## Description of the task
Locate all lines with the word "full" and copy them out.

* START Provided data *

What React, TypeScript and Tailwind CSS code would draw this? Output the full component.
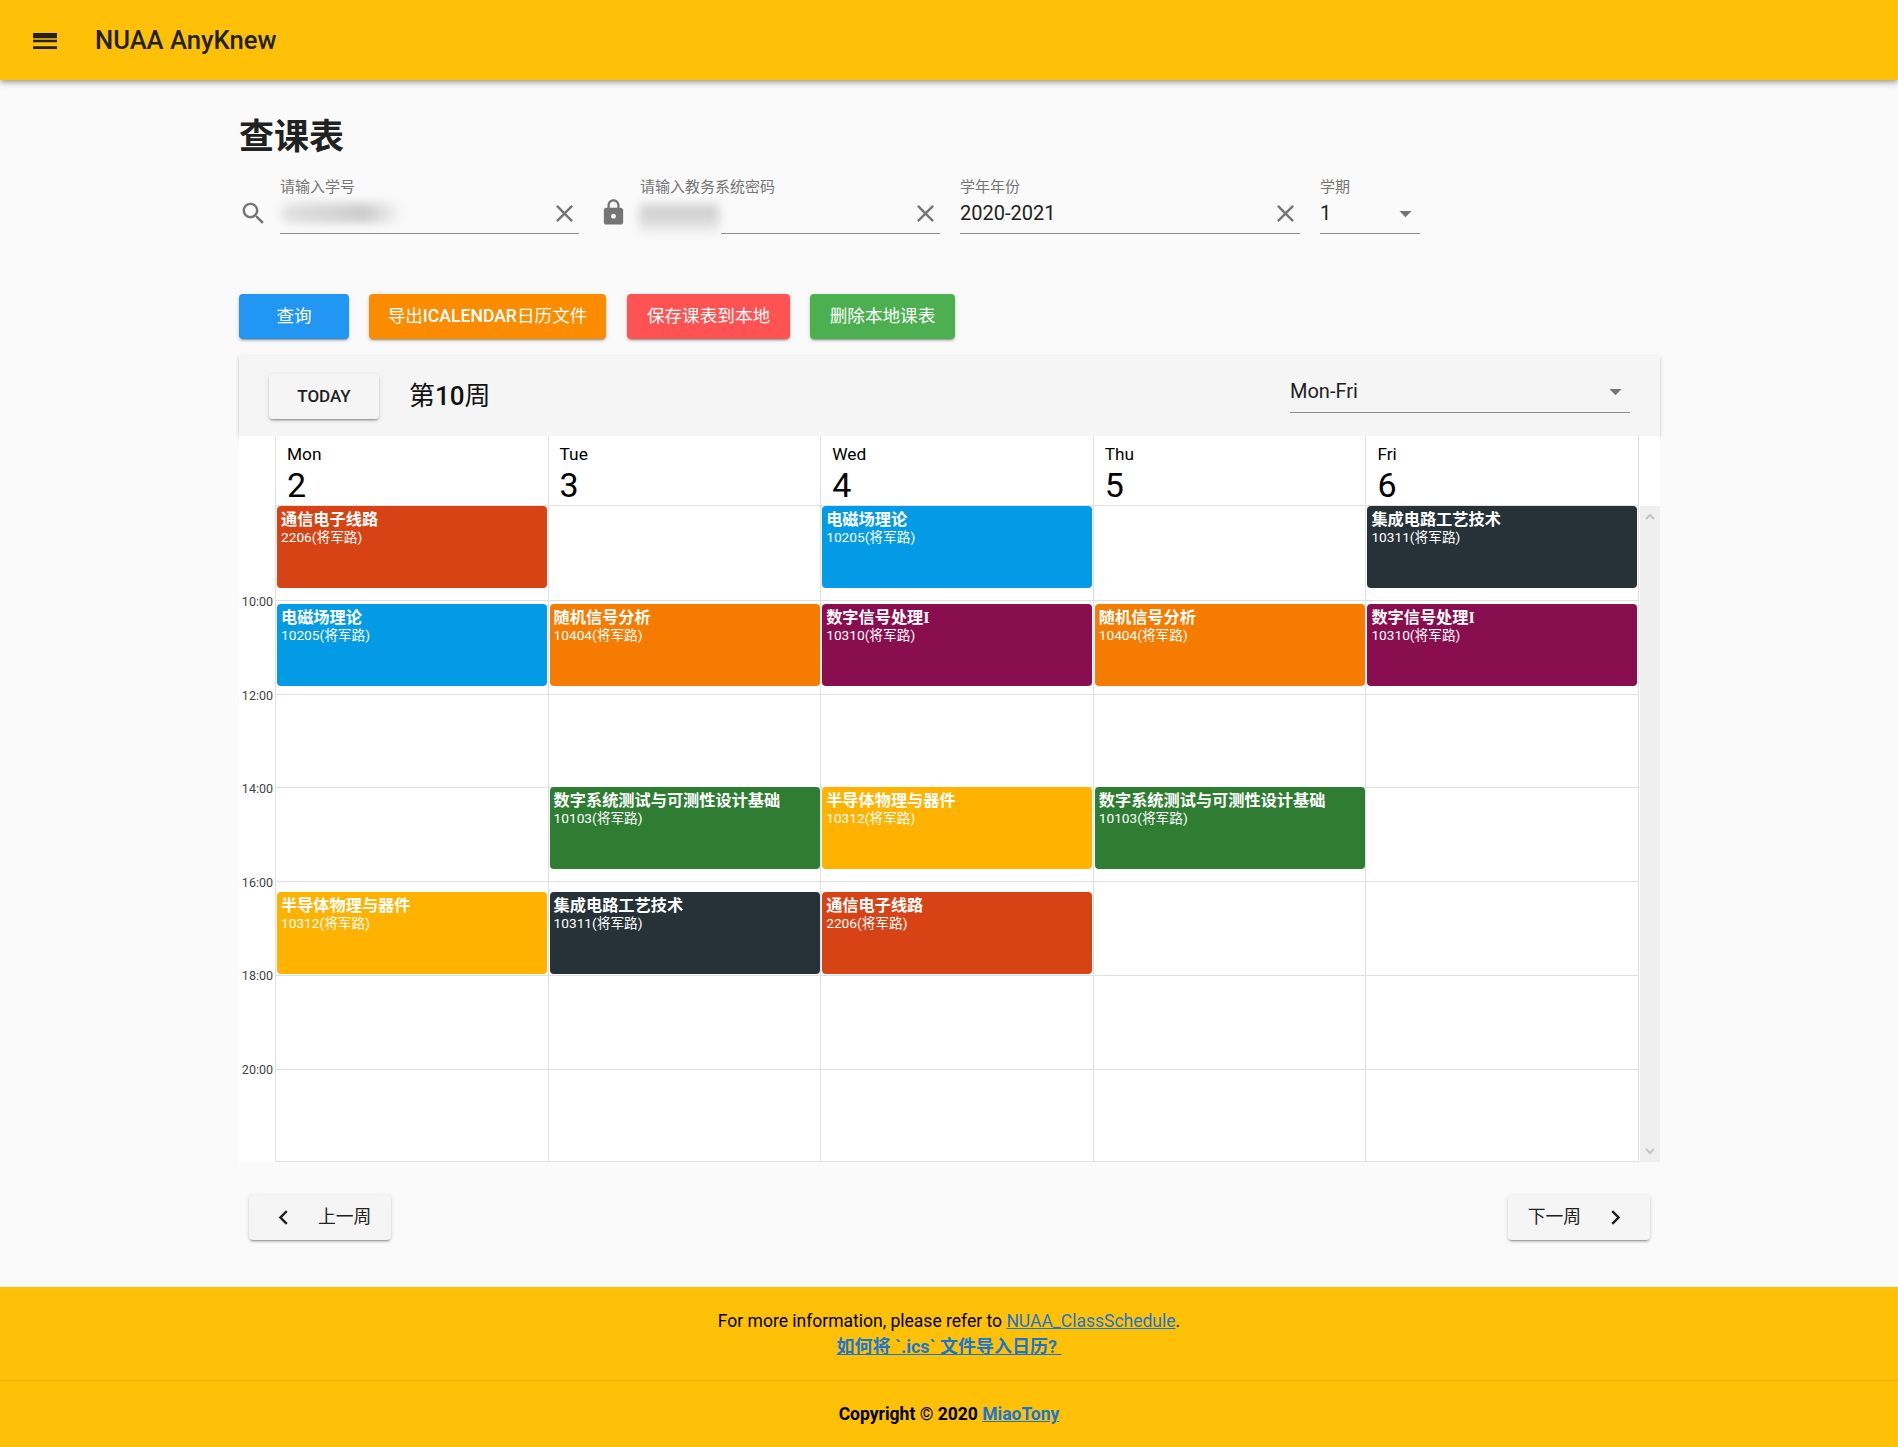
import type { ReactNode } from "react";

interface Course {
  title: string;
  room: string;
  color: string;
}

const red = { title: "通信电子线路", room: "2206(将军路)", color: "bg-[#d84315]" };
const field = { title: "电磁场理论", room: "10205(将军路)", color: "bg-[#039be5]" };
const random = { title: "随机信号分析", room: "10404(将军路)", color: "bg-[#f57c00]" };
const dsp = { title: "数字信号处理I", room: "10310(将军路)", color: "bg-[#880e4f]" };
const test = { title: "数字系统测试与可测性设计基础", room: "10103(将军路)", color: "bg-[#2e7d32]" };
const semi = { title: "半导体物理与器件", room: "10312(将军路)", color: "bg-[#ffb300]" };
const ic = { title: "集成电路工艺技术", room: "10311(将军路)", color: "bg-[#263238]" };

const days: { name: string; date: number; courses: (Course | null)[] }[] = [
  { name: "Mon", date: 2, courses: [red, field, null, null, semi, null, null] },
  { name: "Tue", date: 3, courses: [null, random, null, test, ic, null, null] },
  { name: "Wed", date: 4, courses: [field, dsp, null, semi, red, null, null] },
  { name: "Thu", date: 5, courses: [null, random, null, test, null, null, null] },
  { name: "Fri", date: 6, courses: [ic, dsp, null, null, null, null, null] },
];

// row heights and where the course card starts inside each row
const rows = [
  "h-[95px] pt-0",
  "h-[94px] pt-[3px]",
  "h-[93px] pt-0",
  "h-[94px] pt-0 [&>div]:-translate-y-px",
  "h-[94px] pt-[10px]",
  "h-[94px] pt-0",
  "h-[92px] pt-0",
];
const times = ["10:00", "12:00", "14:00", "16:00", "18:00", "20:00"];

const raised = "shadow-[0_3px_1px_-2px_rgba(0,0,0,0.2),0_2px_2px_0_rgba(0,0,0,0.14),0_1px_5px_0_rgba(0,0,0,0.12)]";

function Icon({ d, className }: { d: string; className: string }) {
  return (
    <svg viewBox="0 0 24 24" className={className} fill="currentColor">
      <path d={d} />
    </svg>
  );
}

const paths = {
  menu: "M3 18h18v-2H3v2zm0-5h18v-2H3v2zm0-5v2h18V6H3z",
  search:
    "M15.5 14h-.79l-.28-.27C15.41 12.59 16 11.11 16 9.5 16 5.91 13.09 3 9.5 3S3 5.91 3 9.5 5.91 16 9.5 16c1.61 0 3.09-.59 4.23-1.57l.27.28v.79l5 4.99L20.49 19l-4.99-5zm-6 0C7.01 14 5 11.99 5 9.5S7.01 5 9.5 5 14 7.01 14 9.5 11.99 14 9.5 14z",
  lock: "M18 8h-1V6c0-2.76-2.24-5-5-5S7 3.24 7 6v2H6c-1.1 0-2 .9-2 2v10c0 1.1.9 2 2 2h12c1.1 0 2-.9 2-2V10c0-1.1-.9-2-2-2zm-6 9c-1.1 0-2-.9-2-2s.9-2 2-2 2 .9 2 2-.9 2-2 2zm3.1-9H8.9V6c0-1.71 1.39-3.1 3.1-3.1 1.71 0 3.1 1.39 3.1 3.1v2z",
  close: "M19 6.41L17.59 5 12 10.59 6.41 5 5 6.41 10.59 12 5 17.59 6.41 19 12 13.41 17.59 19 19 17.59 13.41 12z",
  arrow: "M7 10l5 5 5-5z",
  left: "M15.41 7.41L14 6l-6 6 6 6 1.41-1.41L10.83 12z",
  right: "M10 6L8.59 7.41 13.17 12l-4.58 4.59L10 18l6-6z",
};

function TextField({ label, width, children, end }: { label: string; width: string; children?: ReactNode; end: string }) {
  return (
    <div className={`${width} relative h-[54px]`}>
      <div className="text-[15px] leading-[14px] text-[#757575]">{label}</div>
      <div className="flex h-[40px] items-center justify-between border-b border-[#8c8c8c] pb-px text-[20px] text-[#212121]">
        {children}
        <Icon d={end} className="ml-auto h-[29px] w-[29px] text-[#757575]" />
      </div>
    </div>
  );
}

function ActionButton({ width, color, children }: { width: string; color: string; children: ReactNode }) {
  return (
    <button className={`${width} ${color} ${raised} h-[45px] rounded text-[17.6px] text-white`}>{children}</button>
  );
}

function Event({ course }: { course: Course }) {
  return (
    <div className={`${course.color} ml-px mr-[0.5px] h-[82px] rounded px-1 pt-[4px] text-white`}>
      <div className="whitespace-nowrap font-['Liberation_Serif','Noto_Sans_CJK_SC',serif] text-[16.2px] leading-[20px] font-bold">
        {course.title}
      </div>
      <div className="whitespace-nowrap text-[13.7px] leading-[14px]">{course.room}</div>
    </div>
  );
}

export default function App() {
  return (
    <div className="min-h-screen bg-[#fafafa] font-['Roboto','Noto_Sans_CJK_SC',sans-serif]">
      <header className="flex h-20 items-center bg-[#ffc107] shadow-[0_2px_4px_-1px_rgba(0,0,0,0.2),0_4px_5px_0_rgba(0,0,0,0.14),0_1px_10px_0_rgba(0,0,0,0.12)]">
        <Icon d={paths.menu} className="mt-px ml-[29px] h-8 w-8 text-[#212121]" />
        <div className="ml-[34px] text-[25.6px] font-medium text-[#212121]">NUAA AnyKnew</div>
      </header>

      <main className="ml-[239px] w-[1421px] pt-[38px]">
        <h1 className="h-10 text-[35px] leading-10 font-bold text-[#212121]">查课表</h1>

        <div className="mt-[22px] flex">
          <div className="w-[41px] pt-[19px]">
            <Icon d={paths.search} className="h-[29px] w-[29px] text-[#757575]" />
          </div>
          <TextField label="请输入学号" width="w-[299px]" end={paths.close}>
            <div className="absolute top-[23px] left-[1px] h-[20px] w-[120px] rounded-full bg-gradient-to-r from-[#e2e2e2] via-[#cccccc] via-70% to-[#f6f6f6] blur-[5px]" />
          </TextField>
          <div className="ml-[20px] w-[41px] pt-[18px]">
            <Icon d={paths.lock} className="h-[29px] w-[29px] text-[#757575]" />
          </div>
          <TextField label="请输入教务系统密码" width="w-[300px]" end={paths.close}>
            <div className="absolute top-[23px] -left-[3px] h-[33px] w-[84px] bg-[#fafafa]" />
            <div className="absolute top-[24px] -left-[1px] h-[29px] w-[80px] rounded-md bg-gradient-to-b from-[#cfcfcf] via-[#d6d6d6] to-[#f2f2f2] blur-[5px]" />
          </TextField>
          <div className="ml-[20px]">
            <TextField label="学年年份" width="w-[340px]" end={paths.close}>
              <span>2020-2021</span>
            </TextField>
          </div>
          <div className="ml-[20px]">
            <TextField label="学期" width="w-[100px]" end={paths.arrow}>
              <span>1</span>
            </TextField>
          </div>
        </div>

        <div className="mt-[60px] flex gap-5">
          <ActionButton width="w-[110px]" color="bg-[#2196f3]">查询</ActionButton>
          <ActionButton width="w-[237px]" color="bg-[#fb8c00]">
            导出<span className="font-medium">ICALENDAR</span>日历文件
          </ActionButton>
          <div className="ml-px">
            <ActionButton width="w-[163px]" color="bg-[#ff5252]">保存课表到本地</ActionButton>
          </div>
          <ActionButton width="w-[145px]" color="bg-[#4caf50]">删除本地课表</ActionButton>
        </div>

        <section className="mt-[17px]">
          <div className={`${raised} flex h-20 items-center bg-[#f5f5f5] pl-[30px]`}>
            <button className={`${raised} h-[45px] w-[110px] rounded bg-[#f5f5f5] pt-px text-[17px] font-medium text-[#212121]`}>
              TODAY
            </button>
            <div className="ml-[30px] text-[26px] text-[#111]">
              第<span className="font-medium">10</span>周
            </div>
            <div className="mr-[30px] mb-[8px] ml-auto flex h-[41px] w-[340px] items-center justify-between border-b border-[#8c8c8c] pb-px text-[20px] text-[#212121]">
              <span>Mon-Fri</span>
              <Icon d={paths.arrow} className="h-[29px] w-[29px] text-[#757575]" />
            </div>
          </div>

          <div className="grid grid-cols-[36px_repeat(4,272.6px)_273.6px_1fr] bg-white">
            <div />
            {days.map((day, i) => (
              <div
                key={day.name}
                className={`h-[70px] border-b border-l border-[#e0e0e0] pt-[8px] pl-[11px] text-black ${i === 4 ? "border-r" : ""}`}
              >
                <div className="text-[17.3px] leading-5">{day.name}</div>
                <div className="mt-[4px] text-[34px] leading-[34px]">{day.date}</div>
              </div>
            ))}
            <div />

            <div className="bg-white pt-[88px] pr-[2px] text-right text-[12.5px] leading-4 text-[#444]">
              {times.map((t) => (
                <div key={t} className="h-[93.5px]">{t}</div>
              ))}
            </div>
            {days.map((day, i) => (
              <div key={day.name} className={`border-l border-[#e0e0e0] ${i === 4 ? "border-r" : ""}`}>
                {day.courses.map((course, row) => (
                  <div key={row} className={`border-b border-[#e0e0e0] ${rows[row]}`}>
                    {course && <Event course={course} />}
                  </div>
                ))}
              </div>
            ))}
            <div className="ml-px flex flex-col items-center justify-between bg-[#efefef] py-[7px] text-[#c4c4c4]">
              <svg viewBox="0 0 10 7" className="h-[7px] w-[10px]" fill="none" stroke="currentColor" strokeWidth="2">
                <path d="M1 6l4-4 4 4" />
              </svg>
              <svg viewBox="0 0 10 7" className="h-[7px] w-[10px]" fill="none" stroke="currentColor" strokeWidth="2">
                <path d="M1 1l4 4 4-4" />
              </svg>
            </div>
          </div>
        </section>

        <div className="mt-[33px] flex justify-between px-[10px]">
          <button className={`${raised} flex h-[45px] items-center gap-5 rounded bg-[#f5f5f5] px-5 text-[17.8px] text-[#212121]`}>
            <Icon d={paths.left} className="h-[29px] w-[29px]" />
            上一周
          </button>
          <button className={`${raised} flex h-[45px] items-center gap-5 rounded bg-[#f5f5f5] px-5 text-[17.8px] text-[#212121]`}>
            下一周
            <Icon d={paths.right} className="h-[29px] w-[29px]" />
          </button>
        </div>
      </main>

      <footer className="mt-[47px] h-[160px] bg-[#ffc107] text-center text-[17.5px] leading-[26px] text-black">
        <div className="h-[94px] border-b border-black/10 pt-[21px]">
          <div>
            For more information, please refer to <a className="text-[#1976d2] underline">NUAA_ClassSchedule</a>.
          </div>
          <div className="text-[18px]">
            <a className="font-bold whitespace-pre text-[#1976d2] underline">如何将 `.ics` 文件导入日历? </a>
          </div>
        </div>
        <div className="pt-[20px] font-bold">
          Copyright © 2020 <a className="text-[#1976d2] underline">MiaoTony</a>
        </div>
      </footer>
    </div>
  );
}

* END Provided data *

## Solution
What React, TypeScript and Tailwind CSS code would draw this? Output the full component.
            <div className="absolute top-[23px] left-[1px] h-[20px] w-[120px] rounded-full bg-gradient-to-r from-[#e2e2e2] via-[#cccccc] via-70% to-[#f6f6f6] blur-[5px]" />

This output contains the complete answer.